HP printer drivers: software engineering gone wrong

I’ve worked with HP Printers throughout my entire career. Lets face it, they’re still the gold standard in business laser printing. So when the time came to refresh all HP printers at a clients headquarter site, I found that HP had made some changes to their popular 2000, 3000, and 4000 lines of business laser printers. Unfortunately these changes didn’t make the printers better, they made them unnecessarily complex and difficult to deploy.

First and foremost no more Parallel ports! Who needs backwards compatibility? I do. Consulting for government institutions and non-profits has taught me that many legacy applications don’t support printing to USB or networked printers. Don’t get me wrong, it’s nice to have a USB port included on every model (although you’ve got to supply your own USB cable), but USB drivers don’t come close to the stability & reliability of the old HP parallel port print drivers.

Next is that godawful “Printing Software” CD they include. If used as instructed, this CD will unnecessarily add a minimum of 10-15 minutes to your installation time and tons of bloatware to your system. To add insult to injury, the install crashed on several of my VISTA test systems halfway through the installation of the driver files. Even launching the driver in XP SP2 Compatibility mode didn’t work properly.

Installing a USB Printer from within Windows XP or VISTA is not exactly rocket science and it doesn’t take more steps than that “idiot proof” HP Printing Software which eventually ends up crashing during the “optimizing your system” step!? I’ve installed HP printers that work perfectly well by using the Windows Add Printer wizard in less than 2 minutes and I didn’t have to reboot my system because of 12 bloatware programs.

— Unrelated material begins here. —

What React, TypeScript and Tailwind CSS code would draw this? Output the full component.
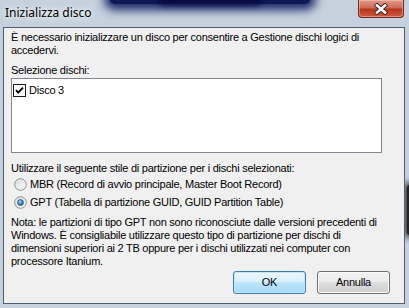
import React from "react";

const dlgFont = { fontFamily: '"Liberation Sans", Arial, sans-serif' };

function CheckBox() {
  return (
    <svg width="13" height="13" viewBox="0 0 13 13" className="shrink-0">
      <rect x="0.5" y="0.5" width="12" height="12" fill="#fff" stroke="#1c1c1c" />
      <path d="M3 6.2 L5.2 8.6 L10 3.6" fill="none" stroke="#000" strokeWidth="1.9" />
    </svg>
  );
}

function Radio({ checked }: { checked?: boolean }) {
  return (
    <svg width="13" height="13" viewBox="0 0 13 13" className="shrink-0">
      <defs>
        <linearGradient id="rf" x1="0" y1="0" x2="1" y2="1">
          <stop offset="0" stopColor="#d9dadb" />
          <stop offset="1" stopColor="#fbfbfb" />
        </linearGradient>
        <radialGradient id="rd" cx="0.4" cy="0.35" r="0.7">
          <stop offset="0" stopColor="#9fd4f6" />
          <stop offset="0.6" stopColor="#3a86c4" />
          <stop offset="1" stopColor="#1c4e7e" />
        </radialGradient>
      </defs>
      <circle cx="6.5" cy="6.5" r="5.8" fill="url(#rf)" stroke="#8e8f8f" strokeWidth="1" />
      {checked && <circle cx="6.5" cy="6.5" r="3" fill="url(#rd)" stroke="#1d4a74" strokeWidth="0.6" />}
    </svg>
  );
}

function Button({ children, def }: { children: React.ReactNode; def?: boolean }) {
  return (
    <div
      className={`w-[73px] h-[23px] rounded-[3px] border flex items-center justify-center text-[11px] text-black ${
        def
          ? "border-[#3c7fb1] bg-[linear-gradient(#eaf6fd_0%,#d9f0fc_49%,#bee6fd_50%,#a7d9f5_100%)] shadow-[inset_0_0_0_1px_#c6e6f8]"
          : "border-[#707070] bg-[linear-gradient(#f2f2f2_0%,#ebebeb_49%,#dddddd_50%,#cfcfcf_100%)] shadow-[inset_0_0_0_1px_#fcfcfc]"
      }`}
      style={dlgFont}
    >
      {children}
    </div>
  );
}

export default function App() {
  return (
    <div className="relative w-[409px] h-[308px] overflow-hidden flex flex-col bg-[#c5d1dd]">
      {/* glass reflections (decorative overlays) */}
      <div className="absolute left-[110px] top-[-6px] w-[200px] h-[10px] rounded-full bg-[#0e1a56] shadow-[0_0_10px_6px_#1a2a68]" />
      <div className="absolute left-[160px] top-[-5px] w-[100px] h-[7px] rounded-full bg-[#060c40] shadow-[0_0_6px_3px_#060c40]" />
      <div className="absolute right-[-4px] top-[185px] w-[6px] h-[50px] rounded-full bg-[#222222] shadow-[0_0_6px_3px_#333333]" />

      {/* Title bar */}
      <div className="relative z-10 h-[27px] shrink-0 flex items-start justify-between">
        <div
          className="pl-[5px] pt-[5px] text-[12px] leading-[16px] text-black [text-shadow:0_0_6px_#ffffff,0_0_10px_#ffffff]"
          style={{ fontFamily: '"Noto Sans", "Open Sans", sans-serif' }}
        >
          Inizializza disco
        </div>
        <div className="mr-[5px] w-[46px] h-[18px] rounded-b-[4px] border border-t-0 border-[#6e2a20] bg-[linear-gradient(#e29a8a_0%,#d06a56_45%,#b8361f_55%,#cf5a43_100%)] shadow-[inset_0_0_0_1px_rgba(255,210,200,0.45)] flex items-center justify-center">
          <svg width="16" height="12" viewBox="0 0 16 12">
            <path d="M4 2.5 L12 9.5 M12 2.5 L4 9.5" stroke="#3d2a28" strokeWidth="4.4" strokeLinecap="square" />
            <path d="M4 2.5 L12 9.5 M12 2.5 L4 9.5" stroke="#ffffff" strokeWidth="2.6" strokeLinecap="square" />
          </svg>
        </div>
      </div>

      {/* Client area */}
      <div
        className="relative z-10 ml-[3px] mr-[4px] mb-[4px] flex-1 border border-[#4f5e6f] bg-[#f0f0f0] flex flex-col text-[11px] leading-[13px] tracking-[-0.25px] text-black pl-[7px] pt-[3px] whitespace-nowrap"
        style={dlgFont}
      >
        <div>
          È necessario inizializzare un disco per consentire a Gestione dischi logici di
          <br />
          accedervi.
        </div>
        <div className="mt-[7px]">Selezione dischi:</div>
        <div className="mt-[1px] w-[371px] h-[75px] border border-[#828790] bg-white pl-[1px] pt-[5px]">
          <div className="flex items-center gap-[3px]">
            <CheckBox />
            <span>Disco 3</span>
          </div>
        </div>
        <div className="mt-[9px]">Utilizzare il seguente stile di partizione per i dischi selezionati:</div>
        <div className="mt-[2px] ml-[3px] flex items-center gap-[3px] h-[15px]">
          <Radio />
          <span>MBR (Record di avvio principale, Master Boot Record)</span>
        </div>
        <div className="mt-[3px] ml-[3px] flex items-center gap-[3px] h-[15px]">
          <Radio checked />
          <span>GPT (Tabella di partizione GUID, GUID Partition Table)</span>
        </div>
        <div className="mt-[6px]">
          Nota: le partizioni di tipo GPT non sono riconosciute dalle versioni precedenti di
          <br />
          Windows. È consigliabile utilizzare questo tipo di partizione per dischi di
          <br />
          dimensioni superiori ai 2 TB oppure per i dischi utilizzati nei computer con
          <br />
          processore Itanium.
        </div>
        <div className="mt-[3px] flex justify-end gap-[11px] pr-[14px]">
          <Button def>OK</Button>
          <Button>Annulla</Button>
        </div>
      </div>
    </div>
  );
}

Making the installation process easier for gramps is fine and dandy but if you can’t get it right, maybe you should quit while you’re ahead and just include an insert a cd with drivers and good step-by-step Windows installation instructions instead of a cd with buggy bloatware installation programs. Just a thought.

Comments

2 responses to “HP printer drivers: software engineering gone wrong”

  1. Neil McNaughton Avatar

    I am sitting while the new HP software for an HP Photosmart inkjet uninstalls itself – this has taked the best part of half an hour. Already spent 2 hours installing it yesterday (it worked) now it doesn’t. The complexity of it all beggars belief. Which part of “plug and play” don’t you understand HP?

    1. David Vielmetter Avatar

      Yea, I don’t understand it. The strangest thing of all is that they seem to be trying to make it easier to install the printer with all that buggy installation bloatware. Maybe it’s job security for the software engineers at HP…but if that’s the case I’m never hiring a programmer who’s got HP driver installation experience.